In chapter 5 and 6, "Wives, Slaves and Wage Slaves" and "Feminism and the Marriage Contract", Pateman talks about the fact that wives are not only wives, but housewives that were socially dead, like slave. Now that they have citizenship, can wives be compared to civil slave; because the marriage contract and the slave contract are both fix on a life-time period. There is a sexual division of labour where housework is not even considered as work, where men are the 'breadwinner' and provides protection, and women provides sex, reproduction, and housework, hence the burden of the double working-day for working women. She then explores how Marriage contract institutes an asymmetrical relation of power between husband and wives, because of the fact that it is not a written contract (no conditions), and that it is based on conjugal rights (men sex' rights). Especially as women, to enter the marriage contract, has to be rendered "gender-neutral": sexual difference must become irrelevant.
Chapter 7, "what is wrong about prostitution?", her evidence-based chapter, explains that what is wrong about prostitution is the subordination of women through men sex rights over their body; a power that is asserted daily through activities like capitalist market of available women bodies for men like prostitution, pornography, sexual assaults, surrogacy mother, etc. Chapter 8, "The end of the story?" is her conclusion. Hence, she repeats that the contradiction of contract theory are the same than the contradiction about slavery; that the recognition of women as autonomous, but gender-neutral individual goes with sexual mastery of men through their men sex rights over women bodies. Then, she opens with personal thoughts about what should be done next in order to attain some collective and universal freedom for all. Pateman suggest that collective liberation of women should be thought of the liberation of women as women, that sexual difference should be acknowledge, and mutual autonomy and freedom of women and men should be obtain through the collective choices of limits in order to prevent oppression regarding of sexual differences, and other differences.
Analysis and Evaluation
As I said while I was commentating chapters 7 and 8 during last class, when considered contextually, we see what a huge impact this work had on contemporary feminist thinking. While listening to the lecture she gave when she received the Jungan Skytte 2012 Prize (Pateman: 2012), I realized that to truly understand her argument (how to democratize democracy), you have to consider her work globally. From her readings of the social contract theories, she understood three dimensions of the original contract.

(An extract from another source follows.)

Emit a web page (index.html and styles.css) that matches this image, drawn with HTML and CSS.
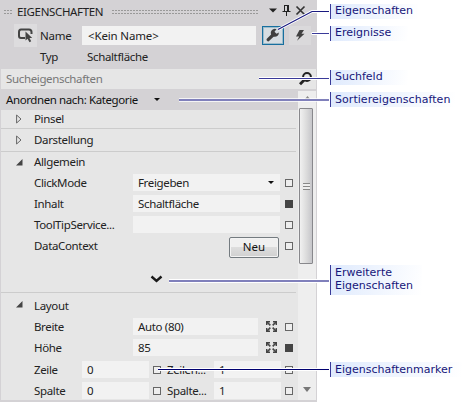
FILE: index.html
```html
<!DOCTYPE html>
<html lang="de">
<head>
<meta charset="utf-8">
<title>Eigenschaften</title>
<link rel="stylesheet" href="styles.css">
</head>
<body>
<div class="page">
  <section class="panel">
    <header class="titlebar">
      <span class="grip grip-small"></span>
      <span class="title">EIGENSCHAFTEN</span>
      <span class="grip grip-long"></span>
      <svg class="window-icons" width="40" height="14" viewBox="0 0 40 14">
        <path d="M1 4.500h8L5 8.500z" fill="#222"/>
        <path d="M16.500 1v6M16 1.500h4M19.500 1v6M20.500 1v6M14.500 7.500h8M18.500 8v4" fill="none" stroke="#222" stroke-width="1"/>
        <path d="M28.500 2.500l8 8M36.500 2.500l-8 8" fill="none" stroke="#333" stroke-width="1.700"/>
      </svg>
    </header>
    <div class="name-row">
      <span class="type-icon">
        <svg width="23" height="23" viewBox="0 0 23 23">
          <path d="M11 14H7Q5 14 5 12V8Q5 5.500 7 5.500H15Q17.500 5.500 17.500 8V10" fill="none" stroke="#444" stroke-width="2"/>
          <path d="M11.500 7.500v9l2-1.800 2 3.500 1.700-1-1.700-3.200h2.700z" fill="#444"/>
        </svg>
      </span>
      <span class="name-label">Name</span>
      <span class="field name-field">&lt;Kein Name&gt;</span>
      <span class="tool tool-active">
        <svg width="14" height="14" viewBox="0 0 14 14">
          <path d="M2.200 11.700L7 7" stroke="#404040" stroke-width="3.200" stroke-linecap="round"/>
          <path d="M10.500 1.200A4 4 0 1 0 12.800 4.500L10.500 5.800 8.500 3.700z" fill="#404040"/>
        </svg>
      </span>
      <span class="tool">
        <svg width="14" height="14" viewBox="0 0 14 14"><path d="M6.500 2h4.500L8.500 5.800H11.500L4 12.800 6.200 8.600H3z" fill="#404040"/></svg>
      </span>
    </div>
    <div class="type-row"><span class="type-label">Typ</span><span>Schaltfläche</span></div>
    <div class="search">
      <span>Sucheigenschaften</span>
      <svg width="16" height="16" viewBox="0 0 16 16"><circle cx="10" cy="6" r="3.900" fill="none" stroke="#222" stroke-width="2"/><path d="M7.200 9L3 13.200" stroke="#222" stroke-width="2.800"/></svg>
    </div>
    <div class="body">
      <div class="list">
        <div class="sort"><span>Anordnen nach: Kategorie</span><svg width="6" height="3" viewBox="0 0 6 3"><path d="M0 0h6L3 3z" fill="#111"/></svg></div>
        <div class="group group-first"><svg class="twisty" width="6" height="10" viewBox="0 0 6 10"><path d="M.6 1v8L5 5z" fill="none" stroke="#666"/></svg>Pinsel</div>
        <div class="group group-second"><svg class="twisty" width="6" height="10" viewBox="0 0 6 10"><path d="M.6 1v8L5 5z" fill="none" stroke="#666"/></svg>Darstellung</div>
        <div class="group-open"><svg class="twisty twisty-open" width="7" height="7" viewBox="0 0 7 7"><path d="M6.500 0v6.500H0z" fill="#444"/></svg>Allgemein</div>
        <div class="row"><span class="label">ClickMode</span><span class="field wide select">Freigeben <svg width="6" height="3" viewBox="0 0 6 3"><path d="M0 0h6L3 3z" fill="#111"/></svg></span><i class="marker"></i></div>
        <div class="row"><span class="label">Inhalt</span><span class="field wide">Schaltfläche</span><i class="marker marker-set"></i></div>
        <div class="row row-tip"><span class="label">ToolTipService...</span><span class="field wide"></span><i class="marker"></i></div>
        <div class="row row-context"><span class="label">DataContext</span><span class="wide button-cell"><button class="new">Neu</button></span><i class="marker"></i></div>
        <div class="more"><svg width="13" height="9" viewBox="0 0 13 9"><path d="M1.500 1.500l5 4.500L11.500 1.500" fill="none" stroke="#1a1a1a" stroke-width="2.400"/></svg></div>
        <div class="group-open group-layout"><svg class="twisty twisty-open" width="7" height="7" viewBox="0 0 7 7"><path d="M6.500 0v6.500H0z" fill="#444"/></svg>Layout</div>
        <div class="row"><span class="label">Breite</span><span class="field medium">Auto (80)</span><svg class="expand" width="11" height="11" viewBox="0 0 11 11"><path d="M1 1l9 9M10 1L1 10" stroke="#444" stroke-width="1.600" stroke-dasharray="4.700 3.300"/><path d="M.7 4V.7H4M7 .7h3.300V4M.7 7v3.300H4M7 10.300h3.300V7" fill="none" stroke="#444" stroke-width="1.500"/></svg><i class="marker"></i></div>
        <div class="row row-height"><span class="label">Höhe</span><span class="field medium">85</span><svg class="expand" width="11" height="11" viewBox="0 0 11 11"><path d="M1 1l9 9M10 1L1 10" stroke="#444" stroke-width="1.600" stroke-dasharray="4.700 3.300"/><path d="M.7 4V.7H4M7 .7h3.300V4M.7 7v3.300H4M7 10.300h3.300V7" fill="none" stroke="#444" stroke-width="1.500"/></svg><i class="marker marker-set"></i></div>
        <div class="row split"><span class="label">Zeile</span><span class="field short">0</span><i class="marker"></i><span class="label-two">Zeilen...</span><span class="field short">1</span><i class="marker"></i></div>
        <div class="row split"><span class="label">Spalte</span><span class="field short">0</span><i class="marker"></i><span class="label-two">Spalte...</span><span class="field short">1</span><i class="marker"></i></div>
      </div>
      <div class="scrollbar">
        <svg width="5" height="3" viewBox="0 0 5 3"><path d="M0 3h5L2.500 0z" fill="#888"/></svg>
        <div class="thumb"><span></span></div>
        <svg class="arrow-down" width="8" height="5" viewBox="0 0 8 5"><path d="M0 0h8L4 5z" fill="#777"/></svg>
      </div>
    </div>
  </section>
  <aside class="notes">
    <div class="note n-props">Eigenschaften</div>
    <div class="note n-events">Ereignisse</div>
    <div class="note n-search">Suchfeld</div>
    <div class="note n-sort">Sortiereigenschaften</div>
    <div class="note n-more">Erweiterte<br>Eigenschaften</div>
    <div class="note n-marker">Eigenschaftenmarker</div>
  </aside>
  <svg class="leaders" width="462" height="402" viewBox="0 0 462 402" fill="none">
    <g stroke="#fff" stroke-width="3">
      <path d="M278 29.500L312 11.500H329"/><path d="M311.500 33.500H329"/><path d="M259 78.500H329"/><path d="M179 100H329" stroke-width="3.400"/><path d="M169 281H329" stroke-width="4"/><path d="M158 369.500H329"/>
    </g>
    <path d="M278 29.500L312 11.500H329" stroke="#1a1a80" stroke-width="1.200"/>
    <path d="M312 33.500H329" stroke="#3a3a99"/>
    <path d="M259 78.500H329" stroke="#3a3a99"/>
    <path d="M179 100H329" stroke="#8080bb" stroke-width="2"/>
    <path d="M169 281H329" stroke="#8080bb" stroke-width="2"/>
    <path d="M158 369.500H329" stroke="#000070"/>
  </svg>
</div>
</body>
</html>
```
FILE: styles.css
```css
* { box-sizing: border-box; }
body { margin: 0; background: #fff; font: 11.5px/18px "Noto Sans", sans-serif; color: #222; letter-spacing: -0.35px; }
svg { flex: none; }
.page { position: relative; display: flex; width: 462px; height: 402px; overflow: hidden; }
.panel { width: 317px; height: 402px; background: #d4d2d5; white-space: nowrap; flex: none; }
.titlebar { display: flex; align-items: center; height: 24px; padding-left: 4px; }
.title { width: 85px; margin-left: 5px; }
.grip { height: 4px; margin-top: -1px; background: repeating-linear-gradient(90deg, #999 0 2px, transparent 2px 3px) 0 0 / 100% 1px no-repeat, repeating-linear-gradient(90deg, #999 0 2px, transparent 2px 3px) 0 3px / 100% 1px no-repeat; }
.grip-small { width: 8px; }
.grip-long { width: 146px; margin-left: 10px; }
.window-icons { margin: -3px 0 0 10px; }
.name-row { display: flex; height: 23px; align-items: center; padding-left: 14px; }
.type-icon { width: 23px; height: 23px; background: #dddcde; }
.type-icon svg { display: block; }
.name-label { width: 42px; margin-left: 3px; letter-spacing: -.2px; }
.field { background: #f2f2f2; padding-left: 5px; height: 17px; line-height: 17px; }
.name-field { width: 174px; height: 19px; margin-top: -1px; padding-left: 6px; line-height: 19px; letter-spacing: -.15px; }
.tool { width: 22px; height: 19px; margin: -1px 0 0 5px; display: grid; place-items: center; background: #dad9db; }
.tool-active { margin-left: 6px; border: 1px solid #176f9f; box-shadow: inset 0 0 0 1px #9dbccb; background: #d6dde2; }
.type-row { display: flex; height: 22px; line-height: 20px; padding-left: 40px; }
.type-label { width: 47px; }
.search { display: flex; justify-content: space-between; align-items: center; width: 315px; height: 20px; margin-left: 1px; padding: 0 3px 0 5px; background: #e6e6e6; color: #777; }
.body { display: flex; margin-left: 1px; width: 315px; }
.list { width: 297px; height: 311px; background: #e6e6e6; }
.sort { display: flex; align-items: center; height: 21px; padding-left: 5px; background: #d4d2d5; color: #111; }
.sort span { width: 148px; letter-spacing: -.4px; }
.group { display: flex; align-items: center; padding-left: 15px; margin-right: 2px; border-bottom: 1px solid #ccc; }
.twisty { margin-right: 12px; }
.group-first { height: 19px; }
.group-second { height: 23px; }
.group-open { display: flex; align-items: center; height: 22px; padding: 0 0 2px 15px; }
.twisty-open { margin-right: 11px; }
.row { display: flex; align-items: center; height: 17px; margin-bottom: 4px; }
.label { width: 99px; margin-left: 33px; }
.wide { width: 147px; }
.medium { width: 125px; }
.short { width: 67px; }
.select { display: flex; align-items: center; justify-content: space-between; padding-right: 6px; }
.marker { width: 8px; height: 8px; margin-left: 5px; border: 1px solid #666; background: #eee; flex: none; }
.marker-set { background: #444; border-color: #444; }
.row-tip { margin: 4px 0 0; }
.row-context { height: 25px; margin: 0; }
.button-cell { display: flex; justify-content: flex-end; padding: 3px 1px 0 0; }
.new { width: 50px; height: 21px; padding: 0; border: 1px solid #747b80; border-radius: 2px; box-shadow: inset 0 0 0 1px #f3f3f3; background: linear-gradient(#f0f0f0 0 50%, #ddd 50%, #d0d0d0); font: inherit; line-height: 18px; color: #111; letter-spacing: 0; }
.more { height: 35px; margin-right: 2px; padding: 17px 0 0 149px; border-bottom: 1px solid #ccc; line-height: 0; }
.group-layout { height: 25px; padding-bottom: 0; }
.group-layout .twisty { margin-top: -3px; }
.expand { margin-left: 8px; }
.expand + .marker { margin-left: 8px; }
.row-height { margin-bottom: 5px; }
.split .label { width: 48px; }
.split .marker { margin-left: 4px; }
.label-two { width: 47px; margin-left: 6px; }
.scrollbar { display: flex; flex-direction: column; align-items: center; width: 18px; height: 309px; margin-top: 2px; padding: 5px 0 8px; background: #eee; }
.thumb { display: grid; place-items: center; width: 14px; height: 156px; margin: 9px 2px 0 0; border: 1px solid #88888c; border-radius: 1px; background: linear-gradient(90deg, #f1f1f1, #ddd 50%, #c6c6ca); }
.thumb span { width: 7px; height: 7px; background: repeating-linear-gradient(#888 0 1px, #eee 1px 3px); }
.arrow-down { margin: auto 1px 0 0; }
.notes { padding: 4px 0 0 13px; font: 11px/13px "DejaVu Sans", sans-serif; color: #16167a; letter-spacing: 0; }
.note { height: 15px; padding-left: 4px; border-left: 1px solid #3a3a99; background: linear-gradient(100deg, #dfeafd, #fff); line-height: 14px; white-space: nowrap; }
.n-props { width: 88px; }
.n-events { width: 78px; margin-top: 7px; }
.n-search { width: 78px; margin-top: 29px; }
.n-sort { width: 125px; margin-top: 7px; padding-top: 1px; letter-spacing: .05px; }
.n-more { width: 92px; height: 30px; margin-top: 158px; line-height: 13px; padding-top: 1px; }
.n-marker { width: 132px; margin-top: 67px; padding-top: 1px; }
.leaders { position: absolute; left: 0; top: 0; }
```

First, she was interested by the fact that not everyone has the same abilities regarding political participation, and even if some said it was because they were apathetic (not interested), she argued that some social groups, in this case classes, were raised with more knowledge of the political processes (capital social), hence the participation. Then she wrote the Sexual Contract, looking at how sexual differentiation affected political participation of women. Third, but not last, she explored the Racial contract and the implication of white supremacy on the political implication of non-white in Western world, through the historical implication of the settler contract (colonisation) and the slave contract. She insisted on the fact that in order to dismantle power dynamics and hierarchies inside modern states, we needed the whole story: to understand how politically and historically was constructed the subjugation based on class, sex and race. Looking globally at her work, can we argue now that Pateman's work could be considered as some of the first inquiries about intersectional theory? Those were really important new ideas at the time (the 90s), with the work of black feminists like Patricia Hill Collins, bell hook and Audrey Lordre. I think it is important to keep that and mind and to read the Sexual Contract in that lens. Maybe she could have explained these ideas more accurately in her book, but I think it is inseparable from her political project of "democratizing democracy" (Pateman: 2012).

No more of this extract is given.